Shuttleworth: Losing graciously

Posted Feb 19, 2014 23:40 UTC (Wed) by Cyberax (✭ supporter ✭, #52523) [Link]

> That's really a question of policy, though. If the policy says that some processes need to move to /D/E/F, then they need to go there, regardless of what the resource controllers say.
You policy might say that a process can use 100G of RAM, but that's not going to help you if you only have 500Mb. Right now if you try to do this trick the kernel simply kills the over-limit processes.

> If there are acknowledged shortcomings of cgroupfs, shouldn't the API be changed to support all reasonable actions? Why should the kernel keep interfaces that clearly have shortcomings that cannot be resolved without massive API incompatibilities?
Like filesystem interface? Perhaps we should switch to DBUS instead of using open()?

Shuttleworth: Losing graciously

Posted Feb 19, 2014 23:43 UTC (Wed) by dlang (guest, #313) [Link] (1 responses)

backwards compatibility would be a reason for keeping poor interfaces, but if you are going to break them, then you need to do so once, not multiple times.

And the new systemd API is just that, a systemd API, by definition it doesn't deal with use cases that don't use systemd.

and the currently proposed single-writer API in known to not support all use cases, so why should it replace the existing API?

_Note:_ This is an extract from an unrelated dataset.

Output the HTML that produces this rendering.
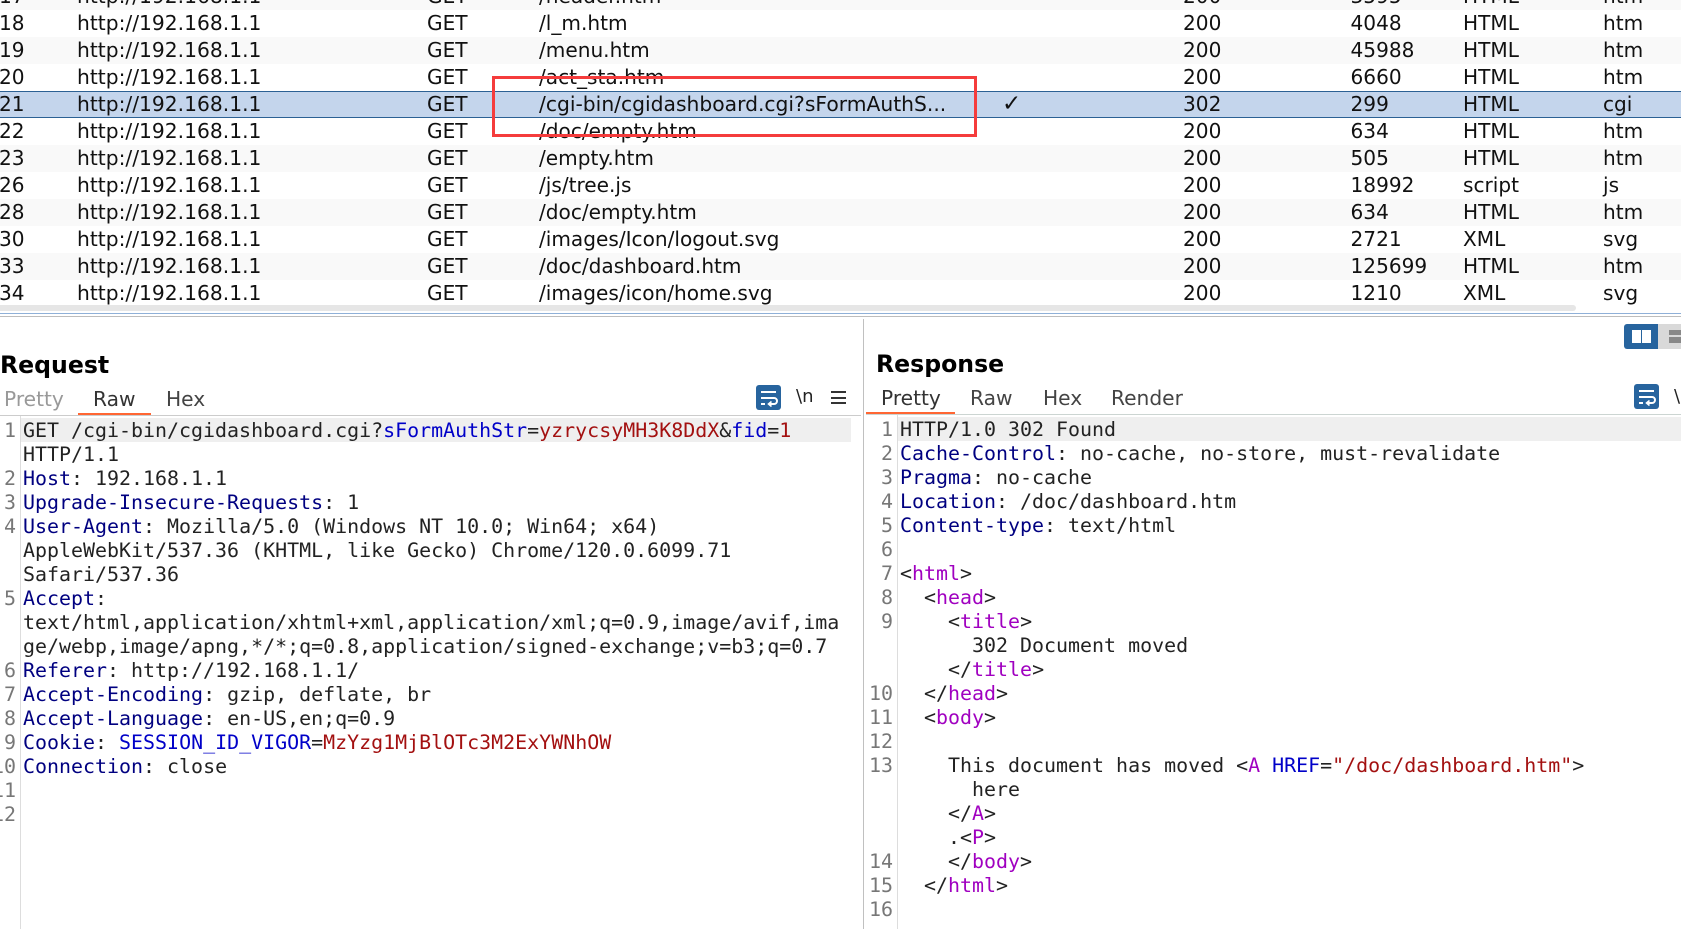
<!DOCTYPE html>
<html lang="en">
<head>
<meta charset="utf-8">
<title>Burp Suite Proxy History</title>
<style>
html,body{margin:0;padding:0;background:#fff;}
body{position:relative;width:1681px;height:929px;overflow:hidden;font-family:"DejaVu Sans","Liberation Sans",sans-serif;color:#000;}
.r{position:absolute;left:0;width:1681px;height:27px;line-height:27px;font-size:20.1px;color:#111;white-space:nowrap;}
.g{background:#f9f9f9;}
.s{background:#c4d5ec;border-top:1px solid #2c6194;border-bottom:1px solid #2c6194;line-height:25px;box-sizing:border-box;height:27px;}
.s .d{font-size:20.3px}
.r span{position:absolute;top:0;}
.a{left:-1px}.b{left:77px;font-size:20.25px}.c{left:427px}.d{left:539px}.e{left:1002px;font-size:23px;font-weight:bold}.f{left:1183px}.h{left:1350.5px}.i{left:1463px}.j{left:1603px}
.box{position:absolute;left:492px;top:76px;width:479px;height:55px;border:3px solid #f53c3c;}
.abs{position:absolute;}
.title{position:absolute;font-weight:bold;font-size:23.6px;line-height:28px;color:#000;}
.tab{position:absolute;font-size:20.2px;line-height:24px;color:#444;white-space:nowrap;}
.code{position:absolute;font-family:"DejaVu Sans Mono","Liberation Mono",monospace;font-size:19.95px;line-height:24px;color:#222;white-space:pre;margin:0;}
.ln{position:absolute;font-family:"DejaVu Sans Mono","Liberation Mono",monospace;font-size:19.95px;line-height:24px;color:#777;white-space:pre;text-align:right;margin:0;}
.n{color:#000080}.p{color:#0000c8}.v{color:#a31010}.t{color:#a000c0}
</style>
</head>
<body>
<div class="r g" style="top:-17px"><span class="a">17</span><span class="b">http://192.168.1.1</span><span class="c">GET</span><span class="d">/header.htm</span><span class="f">200</span><span class="h">3595</span><span class="i">HTML</span><span class="j">htm</span></div>
<div class="r" style="top:10px"><span class="a">18</span><span class="b">http://192.168.1.1</span><span class="c">GET</span><span class="d">/l_m.htm</span><span class="f">200</span><span class="h">4048</span><span class="i">HTML</span><span class="j">htm</span></div>
<div class="r g" style="top:37px"><span class="a">19</span><span class="b">http://192.168.1.1</span><span class="c">GET</span><span class="d">/menu.htm</span><span class="f">200</span><span class="h">45988</span><span class="i">HTML</span><span class="j">htm</span></div>
<div class="r" style="top:64px"><span class="a">20</span><span class="b">http://192.168.1.1</span><span class="c">GET</span><span class="d">/act_sta.htm</span><span class="f">200</span><span class="h">6660</span><span class="i">HTML</span><span class="j">htm</span></div>
<div class="r s" style="top:91px"><span class="a">21</span><span class="b">http://192.168.1.1</span><span class="c">GET</span><span class="d">/cgi-bin/cgidashboard.cgi?sFormAuthS...</span><span class="e">✓</span><span class="f">302</span><span class="h">299</span><span class="i">HTML</span><span class="j">cgi</span></div>
<div class="r" style="top:118px"><span class="a">22</span><span class="b">http://192.168.1.1</span><span class="c">GET</span><span class="d">/doc/empty.htm</span><span class="f">200</span><span class="h">634</span><span class="i">HTML</span><span class="j">htm</span></div>
<div class="r g" style="top:145px"><span class="a">23</span><span class="b">http://192.168.1.1</span><span class="c">GET</span><span class="d">/empty.htm</span><span class="f">200</span><span class="h">505</span><span class="i">HTML</span><span class="j">htm</span></div>
<div class="r" style="top:172px"><span class="a">26</span><span class="b">http://192.168.1.1</span><span class="c">GET</span><span class="d">/js/tree.js</span><span class="f">200</span><span class="h">18992</span><span class="i">script</span><span class="j">js</span></div>
<div class="r g" style="top:199px"><span class="a">28</span><span class="b">http://192.168.1.1</span><span class="c">GET</span><span class="d">/doc/empty.htm</span><span class="f">200</span><span class="h">634</span><span class="i">HTML</span><span class="j">htm</span></div>
<div class="r" style="top:226px"><span class="a">30</span><span class="b">http://192.168.1.1</span><span class="c">GET</span><span class="d">/images/Icon/logout.svg</span><span class="f">200</span><span class="h">2721</span><span class="i">XML</span><span class="j">svg</span></div>
<div class="r g" style="top:253px"><span class="a">33</span><span class="b">http://192.168.1.1</span><span class="c">GET</span><span class="d">/doc/dashboard.htm</span><span class="f">200</span><span class="h">125699</span><span class="i">HTML</span><span class="j">htm</span></div>
<div class="r" style="top:280px"><span class="a">34</span><span class="b">http://192.168.1.1</span><span class="c">GET</span><span class="d">/images/icon/home.svg</span><span class="f">200</span><span class="h">1210</span><span class="i">XML</span><span class="j">svg</span></div>

<div class="box"></div>

<div class="abs" style="left:0;top:305px;width:1576px;height:6px;background:#e6e6e6;border-radius:0 3px 3px 0;"></div>
<div class="abs" style="left:0;top:313px;width:1681px;height:1px;background:#8fb0d8;"></div>
<div class="abs" style="left:0;top:316px;width:1681px;height:1px;background:#bdbdbd;"></div>
<div class="abs" style="left:863px;top:319px;width:1px;height:610px;background:#c0c0c0;"></div>

<!-- Layout toggles -->
<div class="abs" style="left:1624px;top:324px;width:34px;height:25px;background:#27649e;border-radius:3px 0 0 3px;"></div>
<div class="abs" style="left:1632px;top:330px;width:9px;height:13px;background:#fff;"></div>
<div class="abs" style="left:1642px;top:330px;width:9px;height:13px;background:#fff;"></div>
<div class="abs" style="left:1658px;top:324px;width:23px;height:25px;background:#d9d9d9;"></div>
<div class="abs" style="left:1669px;top:330px;width:12px;height:5px;background:#888;"></div>
<div class="abs" style="left:1669px;top:337px;width:12px;height:6px;background:#888;"></div>

<!-- Request -->
<div class="title" style="left:0;top:351px;">Request</div>
<div class="tab" style="left:4px;top:387px;color:#999;">Pretty</div>
<div class="tab" style="left:93px;top:387px;color:#333;">Raw</div>
<div class="tab" style="left:166px;top:387px;">Hex</div>
<div class="abs" style="left:0;top:415px;width:861px;height:1px;background:#ccc;"></div>
<div class="abs" style="left:78px;top:413px;width:73px;height:2px;background:#ff6633;"></div>

<svg class="abs" style="left:756px;top:385px" width="25" height="25" viewBox="0 0 25 25">
<rect width="25" height="25" rx="3" fill="#27649e"/>
<path d="M5 7H20M5 13H18a3 3 0 0 1 0 6H13M5 19H9" fill="none" stroke="#fff" stroke-width="2"/>
<path d="M15.5 16.5L12.5 19l3 2.5" fill="none" stroke="#fff" stroke-width="1.6"/>
</svg>
<div class="tab" style="left:796px;top:385px;color:#222;font-size:18px;">\n</div>
<div class="abs" style="left:831px;top:391px;width:15px;height:2px;background:#333;"></div>
<div class="abs" style="left:831px;top:397px;width:15px;height:2px;background:#333;"></div>
<div class="abs" style="left:831px;top:402px;width:15px;height:2px;background:#333;"></div>

<div class="abs" style="left:20px;top:416px;width:1px;height:513px;background:#ddd;"></div>
<div class="abs" style="left:21px;top:418px;width:830px;height:24px;background:#efefef;"></div>

<pre class="ln" style="right:1665px;top:418px;">1

2
3
4


5


6
7
8
9
10
11
12</pre>

<pre class="code" style="left:23px;top:418px;">GET /cgi-bin/cgidashboard.cgi?<span class="p">sFormAuthStr</span>=<span class="v">yzrycsyMH3K8DdX</span>&amp;<span class="p">fid</span>=<span class="v">1</span>
HTTP/1.1
<span class="n">Host</span>: 192.168.1.1
<span class="n">Upgrade-Insecure-Requests</span>: 1
<span class="n">User-Agent</span>: Mozilla/5.0 (Windows NT 10.0; Win64; x64)
AppleWebKit/537.36 (KHTML, like Gecko) Chrome/120.0.6099.71
Safari/537.36
<span class="n">Accept</span>:
text/html,application/xhtml+xml,application/xml;q=0.9,image/avif,ima
ge/webp,image/apng,*/*;q=0.8,application/signed-exchange;v=b3;q=0.7
<span class="n">Referer</span>: http://192.168.1.1/
<span class="n">Accept-Encoding</span>: gzip, deflate, br
<span class="n">Accept-Language</span>: en-US,en;q=0.9
<span class="n">Cookie</span>: <span class="p">SESSION_ID_VIGOR</span>=<span class="v">MzYzg1MjBlOTc3M2ExYWNhOW</span>
<span class="n">Connection</span>: close</pre>

<!-- Response -->
<div class="title" style="left:876px;top:350px;">Response</div>
<div class="tab" style="left:881px;top:386px;color:#333;">Pretty</div>
<div class="tab" style="left:970px;top:386px;">Raw</div>
<div class="tab" style="left:1043px;top:386px;">Hex</div>
<div class="tab" style="left:1111px;top:386px;">Render</div>
<div class="abs" style="left:866px;top:414px;width:815px;height:1px;background:#ccd5d2;"></div>
<div class="abs" style="left:866px;top:412px;width:89px;height:2px;background:#ff6633;"></div>

<svg class="abs" style="left:1634px;top:384px" width="25" height="25" viewBox="0 0 25 25">
<rect width="25" height="25" rx="3" fill="#27649e"/>
<path d="M5 7H20M5 13H18a3 3 0 0 1 0 6H13M5 19H9" fill="none" stroke="#fff" stroke-width="2"/>
<path d="M15.5 16.5L12.5 19l3 2.5" fill="none" stroke="#fff" stroke-width="1.6"/>
</svg>
<div class="tab" style="left:1674px;top:385px;color:#222;font-size:18px;">\n</div>

<div class="abs" style="left:897px;top:415px;width:1px;height:514px;background:#ddd;"></div>
<div class="abs" style="left:898px;top:417px;width:783px;height:24px;background:#efefef;"></div>

<pre class="ln" style="right:788px;top:417px;">1
2
3
4
5
6
7
8
9


10
11
12
13



14
15
16</pre>

<pre class="code" style="left:900px;top:417px;">HTTP/1.0 302 Found
<span class="n">Cache-Control</span>: no-cache, no-store, must-revalidate
<span class="n">Pragma</span>: no-cache
<span class="n">Location</span>: /doc/dashboard.htm
<span class="n">Content-type</span>: text/html

&lt;<span class="t">html</span>&gt;
  &lt;<span class="t">head</span>&gt;
    &lt;<span class="t">title</span>&gt;
      302 Document moved
    &lt;/<span class="t">title</span>&gt;
  &lt;/<span class="t">head</span>&gt;
  &lt;<span class="t">body</span>&gt;

    This document has moved &lt;<span class="t">A</span> <span class="p">HREF</span>=<span class="v">"/doc/dashboard.htm"</span>&gt;
      here
    &lt;/<span class="t">A</span>&gt;
    .&lt;<span class="t">P</span>&gt;
    &lt;/<span class="t">body</span>&gt;
  &lt;/<span class="t">html</span>&gt;</pre>
</body>
</html>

Shuttleworth: Losing graciously

Posted Feb 19, 2014 23:59 UTC (Wed) by fandingo (guest, #67019) [Link]

> and the currently proposed single-writer API in known to not support all use cases, so why should it replace the existing API?

You are talking about the Google multi-hierarchy complaint, right? The cgroups maintainers are on record as saying that this is not reasonable, and they intend to eliminate it.

> backwards compatibility would be a reason for keeping poor interfaces

The cgroups developers believe them to be broken, not poor. Plus, they get in the way of fixing cgroups since cgroupfs leaks too many implementation details.